→ Material provided
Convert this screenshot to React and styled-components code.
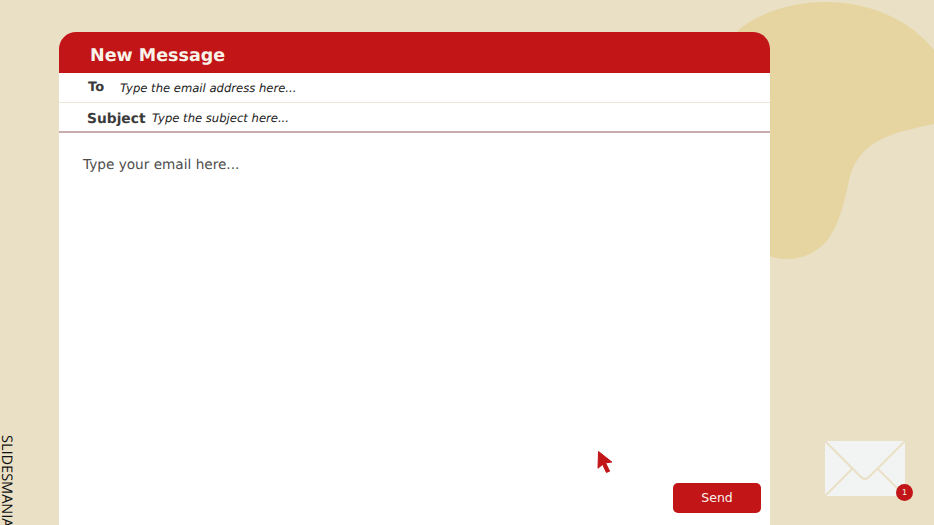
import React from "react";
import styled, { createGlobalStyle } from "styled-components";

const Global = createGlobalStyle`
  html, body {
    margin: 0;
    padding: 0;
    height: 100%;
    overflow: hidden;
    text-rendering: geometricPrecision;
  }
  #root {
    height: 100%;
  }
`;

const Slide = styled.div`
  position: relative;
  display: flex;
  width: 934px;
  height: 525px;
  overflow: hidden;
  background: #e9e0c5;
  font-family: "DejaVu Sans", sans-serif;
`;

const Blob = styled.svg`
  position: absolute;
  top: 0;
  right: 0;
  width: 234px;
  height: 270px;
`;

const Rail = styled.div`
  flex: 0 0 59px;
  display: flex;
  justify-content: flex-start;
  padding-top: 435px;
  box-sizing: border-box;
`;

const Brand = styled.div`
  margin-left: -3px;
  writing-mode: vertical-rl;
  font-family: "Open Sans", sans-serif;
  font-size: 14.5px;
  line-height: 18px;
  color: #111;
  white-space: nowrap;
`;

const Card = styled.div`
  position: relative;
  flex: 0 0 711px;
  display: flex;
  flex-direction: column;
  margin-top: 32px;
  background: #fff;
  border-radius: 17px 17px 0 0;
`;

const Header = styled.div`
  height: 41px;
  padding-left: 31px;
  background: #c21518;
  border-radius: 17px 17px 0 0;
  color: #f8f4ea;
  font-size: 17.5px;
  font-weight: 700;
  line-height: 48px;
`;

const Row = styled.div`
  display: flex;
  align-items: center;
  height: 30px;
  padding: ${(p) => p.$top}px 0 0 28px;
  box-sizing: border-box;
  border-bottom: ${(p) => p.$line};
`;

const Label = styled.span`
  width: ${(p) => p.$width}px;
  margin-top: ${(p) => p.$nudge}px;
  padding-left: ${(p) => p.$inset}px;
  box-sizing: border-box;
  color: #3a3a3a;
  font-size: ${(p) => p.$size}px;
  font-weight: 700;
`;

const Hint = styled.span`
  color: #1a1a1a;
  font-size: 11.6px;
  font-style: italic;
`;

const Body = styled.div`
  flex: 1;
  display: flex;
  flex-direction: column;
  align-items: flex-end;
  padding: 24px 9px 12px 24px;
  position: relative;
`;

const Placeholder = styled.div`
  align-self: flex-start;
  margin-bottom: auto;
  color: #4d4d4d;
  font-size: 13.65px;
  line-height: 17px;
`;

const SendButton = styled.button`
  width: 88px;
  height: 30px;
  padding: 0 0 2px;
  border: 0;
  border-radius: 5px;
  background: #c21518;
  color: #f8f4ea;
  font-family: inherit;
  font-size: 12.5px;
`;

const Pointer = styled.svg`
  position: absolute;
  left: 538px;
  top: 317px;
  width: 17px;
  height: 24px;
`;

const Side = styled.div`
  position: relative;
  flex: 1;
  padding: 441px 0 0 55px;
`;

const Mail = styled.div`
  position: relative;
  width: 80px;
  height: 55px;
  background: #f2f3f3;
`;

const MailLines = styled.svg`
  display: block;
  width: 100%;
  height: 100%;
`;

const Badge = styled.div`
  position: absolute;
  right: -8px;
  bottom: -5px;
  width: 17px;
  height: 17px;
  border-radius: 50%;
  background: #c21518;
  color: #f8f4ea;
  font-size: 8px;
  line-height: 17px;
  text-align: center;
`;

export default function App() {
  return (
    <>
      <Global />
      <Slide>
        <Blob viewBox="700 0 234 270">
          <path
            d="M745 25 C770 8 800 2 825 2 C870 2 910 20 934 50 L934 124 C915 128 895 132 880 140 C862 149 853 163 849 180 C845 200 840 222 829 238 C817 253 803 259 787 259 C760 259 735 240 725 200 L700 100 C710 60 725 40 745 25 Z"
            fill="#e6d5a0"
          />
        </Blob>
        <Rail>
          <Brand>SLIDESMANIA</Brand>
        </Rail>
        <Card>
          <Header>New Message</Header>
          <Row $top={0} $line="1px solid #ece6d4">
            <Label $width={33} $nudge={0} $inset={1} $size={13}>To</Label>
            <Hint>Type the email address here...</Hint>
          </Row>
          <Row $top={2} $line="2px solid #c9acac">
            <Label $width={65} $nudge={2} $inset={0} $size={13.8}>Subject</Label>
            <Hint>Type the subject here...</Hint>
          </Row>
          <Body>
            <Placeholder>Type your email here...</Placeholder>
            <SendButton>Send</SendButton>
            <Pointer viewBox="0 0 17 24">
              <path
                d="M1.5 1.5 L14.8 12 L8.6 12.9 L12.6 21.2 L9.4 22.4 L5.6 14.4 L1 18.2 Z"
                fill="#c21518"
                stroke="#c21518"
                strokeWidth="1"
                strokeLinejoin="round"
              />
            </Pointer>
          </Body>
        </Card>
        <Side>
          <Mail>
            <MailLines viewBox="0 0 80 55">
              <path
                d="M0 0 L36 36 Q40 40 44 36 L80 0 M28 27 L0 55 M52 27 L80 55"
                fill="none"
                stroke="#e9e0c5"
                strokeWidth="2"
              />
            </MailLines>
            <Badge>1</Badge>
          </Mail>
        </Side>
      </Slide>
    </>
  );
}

...

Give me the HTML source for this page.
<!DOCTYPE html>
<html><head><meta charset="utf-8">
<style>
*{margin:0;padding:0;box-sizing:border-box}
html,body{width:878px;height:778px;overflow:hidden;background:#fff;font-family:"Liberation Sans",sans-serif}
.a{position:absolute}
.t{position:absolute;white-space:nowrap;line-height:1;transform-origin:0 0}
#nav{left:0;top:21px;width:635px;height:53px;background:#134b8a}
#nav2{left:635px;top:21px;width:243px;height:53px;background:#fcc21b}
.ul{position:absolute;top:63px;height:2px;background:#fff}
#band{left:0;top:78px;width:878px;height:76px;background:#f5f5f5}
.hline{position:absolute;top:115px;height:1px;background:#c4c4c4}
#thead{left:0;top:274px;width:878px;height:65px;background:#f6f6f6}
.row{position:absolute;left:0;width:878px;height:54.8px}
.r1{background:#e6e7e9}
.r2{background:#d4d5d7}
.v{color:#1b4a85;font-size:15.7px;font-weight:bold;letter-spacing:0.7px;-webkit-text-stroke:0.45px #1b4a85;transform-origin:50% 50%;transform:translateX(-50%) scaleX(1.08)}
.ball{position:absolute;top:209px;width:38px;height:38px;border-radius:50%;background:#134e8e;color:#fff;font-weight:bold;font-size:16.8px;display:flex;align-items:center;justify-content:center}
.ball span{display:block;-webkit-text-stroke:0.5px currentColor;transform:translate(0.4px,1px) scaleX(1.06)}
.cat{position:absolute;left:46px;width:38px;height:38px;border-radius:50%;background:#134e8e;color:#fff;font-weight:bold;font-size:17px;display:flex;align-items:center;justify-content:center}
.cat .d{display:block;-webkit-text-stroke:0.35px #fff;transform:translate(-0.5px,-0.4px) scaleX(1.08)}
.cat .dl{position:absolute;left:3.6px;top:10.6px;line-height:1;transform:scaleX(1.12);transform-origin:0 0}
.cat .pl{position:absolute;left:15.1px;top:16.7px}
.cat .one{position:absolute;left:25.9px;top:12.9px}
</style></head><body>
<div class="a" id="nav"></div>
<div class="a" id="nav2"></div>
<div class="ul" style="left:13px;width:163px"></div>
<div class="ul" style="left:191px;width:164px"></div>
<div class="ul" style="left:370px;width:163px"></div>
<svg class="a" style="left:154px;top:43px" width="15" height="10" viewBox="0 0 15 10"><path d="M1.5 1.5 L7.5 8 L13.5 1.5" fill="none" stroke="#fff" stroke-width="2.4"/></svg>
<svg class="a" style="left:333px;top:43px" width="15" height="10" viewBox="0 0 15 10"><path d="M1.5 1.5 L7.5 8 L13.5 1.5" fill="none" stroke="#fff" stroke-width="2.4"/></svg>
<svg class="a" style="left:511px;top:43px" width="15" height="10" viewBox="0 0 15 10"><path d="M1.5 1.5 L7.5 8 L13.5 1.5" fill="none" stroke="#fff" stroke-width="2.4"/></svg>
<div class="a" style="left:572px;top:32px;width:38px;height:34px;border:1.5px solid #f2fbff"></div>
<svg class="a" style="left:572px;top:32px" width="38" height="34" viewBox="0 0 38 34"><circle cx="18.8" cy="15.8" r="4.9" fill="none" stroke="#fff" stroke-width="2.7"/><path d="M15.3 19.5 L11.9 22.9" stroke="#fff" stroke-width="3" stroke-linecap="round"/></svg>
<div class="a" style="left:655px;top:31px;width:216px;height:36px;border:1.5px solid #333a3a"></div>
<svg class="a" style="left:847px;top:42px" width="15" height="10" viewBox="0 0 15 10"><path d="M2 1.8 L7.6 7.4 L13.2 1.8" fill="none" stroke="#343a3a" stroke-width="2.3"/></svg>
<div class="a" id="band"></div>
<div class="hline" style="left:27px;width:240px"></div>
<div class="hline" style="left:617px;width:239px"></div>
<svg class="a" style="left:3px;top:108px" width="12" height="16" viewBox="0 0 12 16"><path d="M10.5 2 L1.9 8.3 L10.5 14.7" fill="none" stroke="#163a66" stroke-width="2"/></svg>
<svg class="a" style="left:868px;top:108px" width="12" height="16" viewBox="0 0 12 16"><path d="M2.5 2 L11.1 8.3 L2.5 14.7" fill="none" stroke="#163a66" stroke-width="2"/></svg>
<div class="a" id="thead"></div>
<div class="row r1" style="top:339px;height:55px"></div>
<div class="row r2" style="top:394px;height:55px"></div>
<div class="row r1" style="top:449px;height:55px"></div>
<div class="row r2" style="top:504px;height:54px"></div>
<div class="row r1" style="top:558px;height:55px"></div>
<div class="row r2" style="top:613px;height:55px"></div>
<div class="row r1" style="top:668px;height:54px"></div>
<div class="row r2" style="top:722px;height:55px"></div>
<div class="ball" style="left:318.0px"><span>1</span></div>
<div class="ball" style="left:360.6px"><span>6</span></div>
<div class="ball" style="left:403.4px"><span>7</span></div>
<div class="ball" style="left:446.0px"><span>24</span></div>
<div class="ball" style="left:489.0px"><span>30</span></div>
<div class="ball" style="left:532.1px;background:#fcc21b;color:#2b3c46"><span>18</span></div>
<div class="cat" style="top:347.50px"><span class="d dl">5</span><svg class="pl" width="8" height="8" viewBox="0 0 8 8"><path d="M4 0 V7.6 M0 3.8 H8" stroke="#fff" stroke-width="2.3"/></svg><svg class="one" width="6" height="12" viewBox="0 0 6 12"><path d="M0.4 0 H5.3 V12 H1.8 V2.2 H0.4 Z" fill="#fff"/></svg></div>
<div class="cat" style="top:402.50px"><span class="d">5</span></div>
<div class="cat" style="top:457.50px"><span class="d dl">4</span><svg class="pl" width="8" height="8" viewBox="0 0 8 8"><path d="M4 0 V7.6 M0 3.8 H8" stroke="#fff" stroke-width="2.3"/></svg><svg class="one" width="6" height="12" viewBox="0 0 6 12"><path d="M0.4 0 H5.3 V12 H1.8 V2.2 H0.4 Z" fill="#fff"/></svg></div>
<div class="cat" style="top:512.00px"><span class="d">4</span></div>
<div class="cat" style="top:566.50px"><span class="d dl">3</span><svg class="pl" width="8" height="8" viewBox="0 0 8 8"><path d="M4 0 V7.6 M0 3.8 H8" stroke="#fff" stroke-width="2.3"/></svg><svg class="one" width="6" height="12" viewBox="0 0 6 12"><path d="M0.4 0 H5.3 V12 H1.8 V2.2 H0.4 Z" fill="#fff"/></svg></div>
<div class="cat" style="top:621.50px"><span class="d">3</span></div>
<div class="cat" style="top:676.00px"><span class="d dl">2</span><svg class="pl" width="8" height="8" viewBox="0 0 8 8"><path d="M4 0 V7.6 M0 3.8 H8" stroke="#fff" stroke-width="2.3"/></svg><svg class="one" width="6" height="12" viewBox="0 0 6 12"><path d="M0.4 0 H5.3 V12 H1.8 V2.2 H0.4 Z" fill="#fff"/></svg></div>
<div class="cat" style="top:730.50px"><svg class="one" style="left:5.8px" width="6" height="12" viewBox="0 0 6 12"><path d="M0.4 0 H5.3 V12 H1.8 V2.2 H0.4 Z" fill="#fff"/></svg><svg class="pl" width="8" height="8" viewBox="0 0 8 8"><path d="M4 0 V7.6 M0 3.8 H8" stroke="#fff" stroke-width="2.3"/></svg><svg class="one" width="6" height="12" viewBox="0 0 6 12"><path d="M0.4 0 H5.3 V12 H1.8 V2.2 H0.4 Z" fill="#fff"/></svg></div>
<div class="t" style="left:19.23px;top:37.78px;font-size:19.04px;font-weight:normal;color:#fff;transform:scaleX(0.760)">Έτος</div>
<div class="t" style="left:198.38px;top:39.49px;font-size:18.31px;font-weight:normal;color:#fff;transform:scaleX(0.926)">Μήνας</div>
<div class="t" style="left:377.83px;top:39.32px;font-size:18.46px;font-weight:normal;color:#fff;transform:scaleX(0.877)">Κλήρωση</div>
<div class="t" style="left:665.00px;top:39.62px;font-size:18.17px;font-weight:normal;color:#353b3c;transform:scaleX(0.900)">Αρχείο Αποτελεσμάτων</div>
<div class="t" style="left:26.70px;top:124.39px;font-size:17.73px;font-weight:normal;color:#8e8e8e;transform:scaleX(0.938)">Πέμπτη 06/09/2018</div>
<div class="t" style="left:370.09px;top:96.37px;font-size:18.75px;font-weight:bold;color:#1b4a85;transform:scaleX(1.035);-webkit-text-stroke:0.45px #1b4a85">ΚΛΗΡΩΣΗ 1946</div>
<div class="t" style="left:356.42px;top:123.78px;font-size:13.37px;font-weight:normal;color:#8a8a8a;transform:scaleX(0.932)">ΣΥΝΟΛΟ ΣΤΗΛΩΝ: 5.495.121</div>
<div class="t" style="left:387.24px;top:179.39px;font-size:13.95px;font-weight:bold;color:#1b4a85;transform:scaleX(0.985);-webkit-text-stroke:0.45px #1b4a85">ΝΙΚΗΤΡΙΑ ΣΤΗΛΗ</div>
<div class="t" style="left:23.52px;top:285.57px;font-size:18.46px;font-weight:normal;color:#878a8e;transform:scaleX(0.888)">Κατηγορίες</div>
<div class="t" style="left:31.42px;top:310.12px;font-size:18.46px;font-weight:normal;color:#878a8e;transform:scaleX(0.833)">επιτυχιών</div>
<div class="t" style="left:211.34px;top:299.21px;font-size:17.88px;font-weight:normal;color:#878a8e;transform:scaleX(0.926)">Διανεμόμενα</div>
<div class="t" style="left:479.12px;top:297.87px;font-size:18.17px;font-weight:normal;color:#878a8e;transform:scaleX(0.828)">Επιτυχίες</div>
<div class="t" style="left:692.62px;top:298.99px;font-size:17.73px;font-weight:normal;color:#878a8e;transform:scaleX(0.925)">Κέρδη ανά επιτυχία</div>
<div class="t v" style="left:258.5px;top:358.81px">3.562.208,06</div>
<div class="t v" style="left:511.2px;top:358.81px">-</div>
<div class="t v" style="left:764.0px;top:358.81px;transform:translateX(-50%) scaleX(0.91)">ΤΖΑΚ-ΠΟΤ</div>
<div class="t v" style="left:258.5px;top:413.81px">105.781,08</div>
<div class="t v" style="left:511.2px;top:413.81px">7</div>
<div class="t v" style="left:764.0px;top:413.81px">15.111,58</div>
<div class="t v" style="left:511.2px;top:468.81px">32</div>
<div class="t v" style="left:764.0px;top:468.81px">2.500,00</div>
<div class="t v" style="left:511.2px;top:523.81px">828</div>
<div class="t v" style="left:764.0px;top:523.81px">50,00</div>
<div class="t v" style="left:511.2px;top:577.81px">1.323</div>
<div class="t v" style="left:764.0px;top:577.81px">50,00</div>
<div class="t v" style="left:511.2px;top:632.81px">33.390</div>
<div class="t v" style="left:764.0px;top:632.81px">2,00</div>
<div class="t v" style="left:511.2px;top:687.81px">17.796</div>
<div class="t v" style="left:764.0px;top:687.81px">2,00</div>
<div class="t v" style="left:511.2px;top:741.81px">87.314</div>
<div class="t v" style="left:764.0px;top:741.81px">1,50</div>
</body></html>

→ Do this
Copy out every line where the word "React" occurs.

→ Final result
Convert this screenshot to React and styled-components code.
import React from "react";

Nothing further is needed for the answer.